PuriCore maintains regular contact with institutional shareholders through one-to-one visits and briefings. Additionally, Mr Bosch, Chief Executive Officer, and Mr Weiss, as Chief Financial Officer and Executive Director following his appointment as at 1 November 2009, gave presentations on the results to institutional investors, analysts, and the media in the UK and US throughout the year. Webcasts of major investor conference presentations are also linked on the Company’s website.
Private investors are encouraged to participate in the Annual General Meeting. The Executive Chairman and Chief Executive Officer will be available to review the results and comment on current business activity. The Chairmen of the Audit, Remuneration, and Nomination Committees will be available at the Annual General Meeting to answer any shareholder questions.

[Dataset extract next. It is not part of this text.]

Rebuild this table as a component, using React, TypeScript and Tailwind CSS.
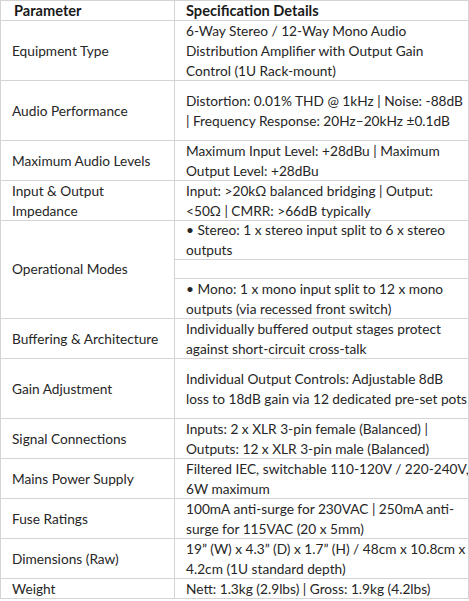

Contact with major shareholders is principally maintained by the Executive Chairman, who ensures that shareholder views are communicated to the Board as a whole. The Board believes that appropriate steps have been taken during the year to ensure that the members of the Board, and in particular the Non-Executive Directors, develop an understanding of the issues and concerns of major shareholders about the Company. The Board is provided regularly with brokers’ reports and feedback from shareholder meetings. The Board believes that these methods are a practical and efficient way both to keep the Executive Chairman in touch with major shareholder opinion on governance and strategy and for the Senior Independent Director to learn the views of major shareholders and to develop a balanced understanding of their issues and concerns. The Chief Executive Officer, Chief Financial Officer, and Senior Independent Director are available to attend meetings with major shareholders if requested.